**What needs to be done**: Retype the stretch of lines that starts at the line containing "Emit a component" and ends at the line containing "string[]; value: string[];", inclusive. Do not include pictures.

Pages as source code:

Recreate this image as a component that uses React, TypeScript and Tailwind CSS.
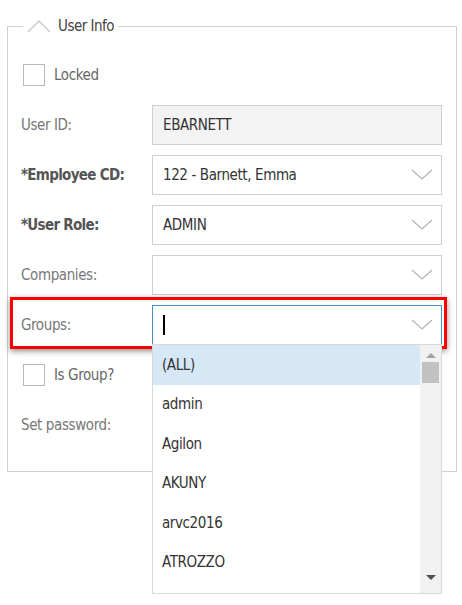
import React from "react";

const font = {
  fontFamily: '"DejaVu Sans Condensed", "Liberation Sans Narrow", "Roboto", sans-serif',
};

const ChevronDown = () => (
  <svg width="22" height="12" viewBox="0 0 22 12" className="shrink-0">
    <polyline points="1,1 11,10 21,1" fill="none" stroke="#b5b5b5" strokeWidth="1.3" />
  </svg>
);

const Checkbox = ({ label }: { label: string }) => (
  <div className="flex items-center h-[40px] pl-[2px]">
    <span className="w-[22px] h-[22px] border border-[#b8b8b8] bg-white" />
    <span className="ml-[9px] text-[15px] tracking-[-0.4px] text-[#666]">{label}</span>
  </div>
);

interface RowProps {
  label: string;
  bold?: boolean;
  children?: React.ReactNode;
}

const Row = ({ label, bold, children }: RowProps) => (
  <div className="flex items-center h-[40px]">
    <label
      className={`w-[131px] text-[15px] ${
        bold ? "font-bold text-[#555] tracking-[-0.7px]" : "text-[#777] tracking-[-0.4px]"
      }`}
    >
      {label}
    </label>
    {children}
  </div>
);

const Select = ({ value, focused }: { value?: string; focused?: boolean }) => (
  <div
    className={`flex items-center justify-between w-[290px] h-[40px] pl-[10px] pr-[8px] bg-white border ${
      focused ? "border-[#4a90c8]" : "border-[#cfcfcf]"
    }`}
  >
    <span className="text-[15px] tracking-[-0.4px] text-[#333] flex items-center">
      {focused ? <span className="inline-block w-[2px] h-[20px] bg-black" /> : value}
    </span>
    <ChevronDown />
  </div>
);

const groups = ["(ALL)", "admin", "Agilon", "AKUNY", "arvc2016", "ATROZZO"];

export default function App() {
  return (
    <div className="relative w-[462px] h-[605px] bg-white overflow-hidden" style={font}>
      <div className="pt-[14px] px-[7px]">
        <fieldset className="border border-[#d2d2d2] w-[450px] pl-[13px] pr-[14px] pb-[26px]">
          <legend className="ml-[2px] px-[4px] flex items-center gap-[7px] h-[24px]">
            <svg width="24" height="14" viewBox="0 0 24 14">
              <polyline points="1,13 12,2 23,13" fill="none" stroke="#c8c8c8" strokeWidth="1.3" />
            </svg>
            <span className="text-[15px] tracking-[-0.5px] text-[#444]">User Info</span>
          </legend>

          <div className="flex flex-col gap-[10px] pt-[17px]">
            <Checkbox label="Locked" />
            <Row label="User ID:">
              <div className="flex items-center w-[290px] h-[40px] pl-[10px] bg-[#f3f3f3] border border-[#cfcfcf] text-[15px] tracking-[-0.4px] text-[#333]">
                EBARNETT
              </div>
            </Row>
            <Row label="*Employee CD:" bold>
              <Select value="122 - Barnett, Emma" />
            </Row>
            <Row label="*User Role:" bold>
              <Select value="ADMIN" />
            </Row>
            <Row label="Companies:">
              <Select />
            </Row>
            <Row label="Groups:">
              <Select focused />
            </Row>
            <Checkbox label="Is Group?" />
            <Row label="Set password:" />
          </div>
        </fieldset>
      </div>

      {/* highlight box */}
      <div className="absolute left-[10px] top-[297px] w-[437px] h-[52px] border-[3px] border-[#ff0000] shadow-[0_2px_6px_rgba(0,0,0,0.45)] pointer-events-none" />

      {/* dropdown list */}
      <div className="absolute left-[152px] top-[344px] w-[290px] h-[250px] bg-white border border-[#d8d8d8] flex">
        <ul className="flex-1">
          {groups.map((g, i) => (
            <li
              key={g}
              className={`h-[39.5px] flex items-center pl-[9px] text-[15px] tracking-[-0.4px] text-[#333] ${
                i === 0 ? "bg-[#d6e8f5]" : ""
              }`}
            >
              {g}
            </li>
          ))}
        </ul>
        <div className="w-[21px] bg-[#f1f1f1] flex flex-col items-center">
          <svg width="10" height="6" viewBox="0 0 10 6" className="mt-[7px]">
            <polygon points="0,6 5,1 10,6" fill="#a3a3a3" />
          </svg>
          <div className="mt-[4px] w-[17px] h-[21px] bg-[#c1c1c1]" />
          <div className="flex-1" />
          <svg width="10" height="6" viewBox="0 0 10 6" className="mb-[12px]">
            <polygon points="0,0 10,0 5,5" fill="#505050" />
          </svg>
        </div>
      </div>
    </div>
  );
}
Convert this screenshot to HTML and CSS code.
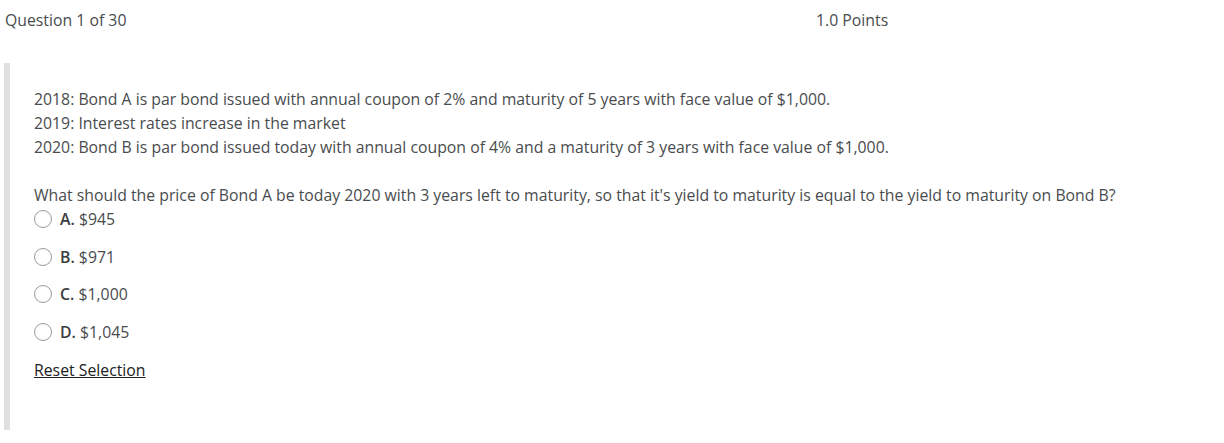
FILE: index.html
```html
<!DOCTYPE html>
<html>
<head>
<meta charset="utf-8">
<link rel="stylesheet" href="styles.css">
</head>
<body>
<div class="header">
  <div class="qnum">Question 1 of 30</div>
  <div class="points">1.0 Points</div>
</div>
<div class="question">
  <div class="stem">
    <div class="line">2018: Bond A is par bond issued with annual coupon of 2% and maturity of 5 years with face value of $1,000.</div>
    <div class="line">2019: Interest rates increase in the market</div>
    <div class="line">2020: Bond B is par bond issued today with annual coupon of 4% and a maturity of 3 years with face value of $1,000.</div>
  </div>
  <div class="prompt">What should the price of Bond A be today 2020 with 3 years left to maturity, so that it's yield to maturity is equal to the yield to maturity on Bond B?</div>
  <div class="options">
    <label class="option"><span class="radio"></span><b>A.</b>&nbsp;$945</label>
    <label class="option"><span class="radio"></span><b>B.</b>&nbsp;$971</label>
    <label class="option"><span class="radio"></span><b>C.</b>&nbsp;$1,000</label>
    <label class="option"><span class="radio"></span><b>D.</b>&nbsp;$1,045</label>
  </div>
  <a class="reset" href="#">Reset Selection</a>
</div>
</body>
</html>
```
FILE: styles.css
```css
html, body {
  margin: 0;
  padding: 0;
  background: #fff;
}
body {
  font-family: "Open Sans", "Liberation Sans", sans-serif;
  font-size: 15.8px;
  color: #494c4e;
}
.header {
  display: flex;
  height: 39px;
  align-items: center;
  padding-left: 5px;
}
.qnum {
  width: 811px;
}
.question {
  margin: 24px 0 0 4px;
  border-left: 6px solid #e0e0e0;
  padding: 24px 0 0 24px;
  height: 343px;
}
.stem .line {
  line-height: 24px;
}
.prompt {
  margin-top: 24px;
  line-height: 24px;
}
.options {
  display: flex;
  flex-direction: column;
  gap: 13.7px;
}
.option {
  display: flex;
  align-items: center;
  height: 24px;
}
.option b {
  font-weight: 600;
  color: #3a3c3e;
}
.radio {
  border: 1px solid #9a9a9a;
  border-radius: 50%;
  margin-right: 8px;
  box-sizing: border-box;
  flex: none;
  width: 18px;
  height: 18px;
}
.reset {
  display: inline-block;
  margin-top: 13.7px;
  line-height: 24px;
  color: #202122;
  text-decoration: underline;
}
```
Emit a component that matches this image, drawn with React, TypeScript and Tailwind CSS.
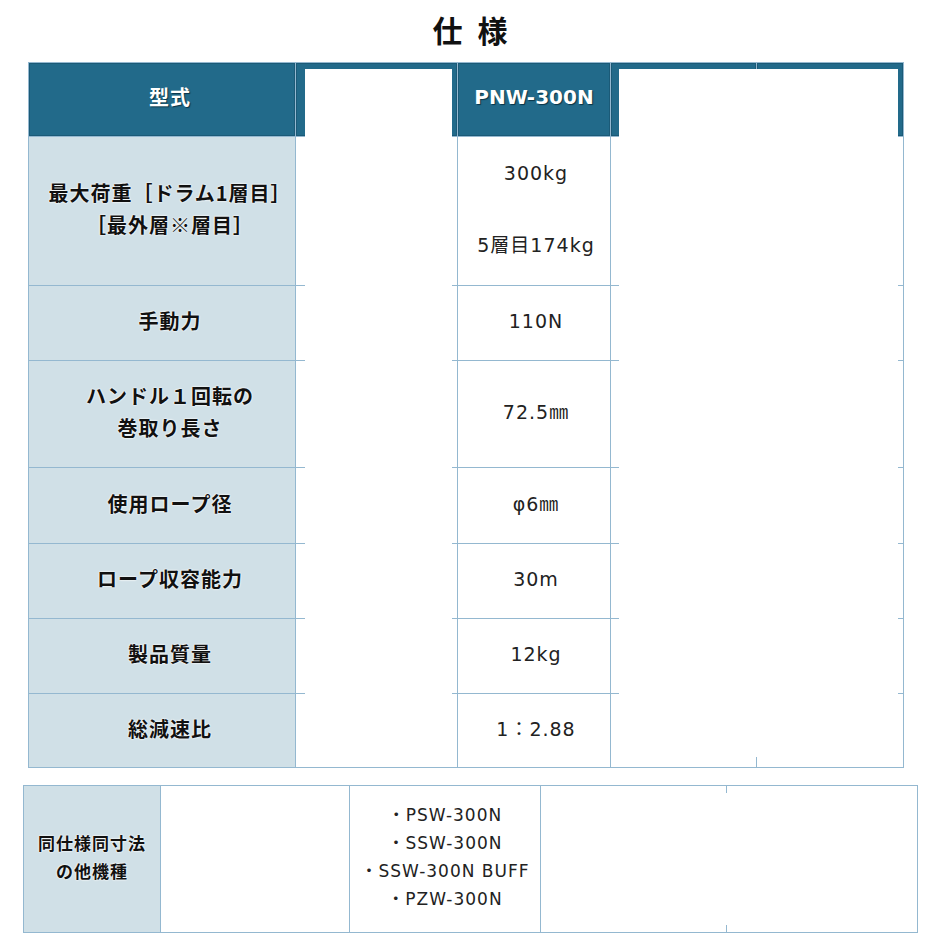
import React from 'react'

const LINE = 'border-[#94b8d0]'
const JP = "font-['Noto_Sans_CJK_JP',sans-serif]"
const VAL = "font-['DejaVu_Sans','Noto_Sans_CJK_JP',sans-serif]"

type Row = { label: string[]; value: string[]; h: string }

const ROWS: Row[] = [
  { label: ['最大荷重［ドラム1層目］', '［最外層※層目］'], value: ['300kg', '\u00a0', '5層目174kg'], h: 'h-[149px]' },
  { label: ['手動力'], value: ['110N'], h: 'h-[75px]' },
  { label: ['ハンドル１回転の', '巻取り長さ'], value: ['72.5㎜'], h: 'h-[107px]' },
  { label: ['使用ロープ径'], value: ['φ6㎜'], h: 'h-[76px]' },
  { label: ['ロープ収容能力'], value: ['30m'], h: 'h-[75px]' },
  { label: ['製品質量'], value: ['12kg'], h: 'h-[75px]' },
  { label: ['総減速比'], value: ['1：2.88'], h: 'h-[74px]' },
]

const OTHERS = ['・PSW-300N', '・SSW-300N', '・SSW-300N BUFF', '・PZW-300N']

function Label({ lines }: { lines: string[] }) {
  return (
    <div className={`${JP} pl-4 text-center text-[20px] font-bold leading-[32px] tracking-[1px] text-[#111] [text-shadow:0_0_2px_#fff,0_0_2px_#fff]`}>
      {lines.map((l, i) => <div key={i}>{l}</div>)}
    </div>
  )
}

export default function App() {
  const head = `flex h-[74px] items-center justify-center border-r border-b pb-[6px] ${LINE} bg-[#226a8a] shadow-[inset_0_0_0_1px_#1b5a77]`
  const body = `flex items-center justify-center border-r border-b pb-1 ${LINE}`

  return (
    <div className="min-h-[940px] w-[940px] bg-white">
      {/* title */}
      <div className={`${JP} flex h-[62px] justify-center gap-[15px] pt-[12px] text-[30px] font-bold leading-[34px] text-[#111]`}>
        <span>仕</span>
        <span>様</span>
      </div>

      {/* main spec table */}
      <div className={`relative ml-[28px] w-[876px] border-l border-t ${LINE}`}>
        <div className="grid grid-cols-[267px_162px_153px_146px_147px]">
          <div className={head}>
            <span className={`${JP} pl-4 text-[20px] font-bold tracking-[1px] text-white [text-shadow:1px_1px_1px_#0b3447]`}>型式</span>
          </div>
          <div className={head} />
          <div className={head}>
            <span className={`${VAL} text-[20px] font-bold text-white [text-shadow:1px_1px_1px_#0b3447]`}>PNW-300N</span>
          </div>
          <div className={head} />
          <div className={head} />

          {ROWS.map((r, i) => (
            <React.Fragment key={i}>
              <div className={`${body} ${r.h} bg-[#d0e0e7]`}>
                <Label lines={r.label} />
              </div>
              <div className={`${body} ${r.h} bg-white`} />
              <div className={`${body} ${r.h} bg-white`}>
                <div className={`${VAL} pl-1 text-center text-[19px] leading-[36px] tracking-[1px] text-[#222]`}>
                  {r.value.map((v, j) => <div key={j}>{v}</div>)}
                </div>
              </div>
              <div className={`${body} ${r.h} bg-white`} />
              <div className={`${body} ${r.h} bg-white`} />
            </React.Fragment>
          ))}
        </div>

        {/* blanked-out columns */}
        <div className="absolute left-[276px] top-[6px] h-[688px] w-[147px] bg-white" />
        <div className="absolute left-[590px] top-[6px] h-[688px] w-[279px] bg-white" />
      </div>

      {/* other models table */}
      <div className={`relative ml-[23px] mt-[17px] w-[895px] border-l border-t ${LINE}`}>
        <div className="grid grid-cols-[137px_189px_191px_186px_191px]">
          <div className={`${body} h-[147px] bg-[#d0e0e7]`}>
            <div className={`${JP} text-center text-[17px] font-bold leading-[28px] tracking-[1px] text-[#111] [text-shadow:0_0_2px_#fff,0_0_2px_#fff]`}>
              <div>同仕様同寸法</div>
              <div>の他機種</div>
            </div>
          </div>
          <div className={`${body} h-[147px] bg-white`} />
          <div className={`${body} h-[147px] bg-white`}>
            <div className={`${VAL} text-center text-[17px] leading-[28px] tracking-[1px] text-[#222]`}>
              {OTHERS.map((m) => <div key={m}>{m}</div>)}
            </div>
          </div>
          <div className={`${body} h-[147px] bg-white`} />
          <div className={`${body} h-[147px] bg-white`} />
        </div>
        <div className="absolute left-[517px] top-[7px] h-[132px] w-[376px] bg-white" />
      </div>
    </div>
  )
}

**Output for this exercise**:
Emit a component that matches this image, drawn with React, TypeScript and Tailwind CSS.
import React from 'react'

const LINE = 'border-[#94b8d0]'
const JP = "font-['Noto_Sans_CJK_JP',sans-serif]"
const VAL = "font-['DejaVu_Sans','Noto_Sans_CJK_JP',sans-serif]"

type Row = { label: string[]; value: string[]; h: string }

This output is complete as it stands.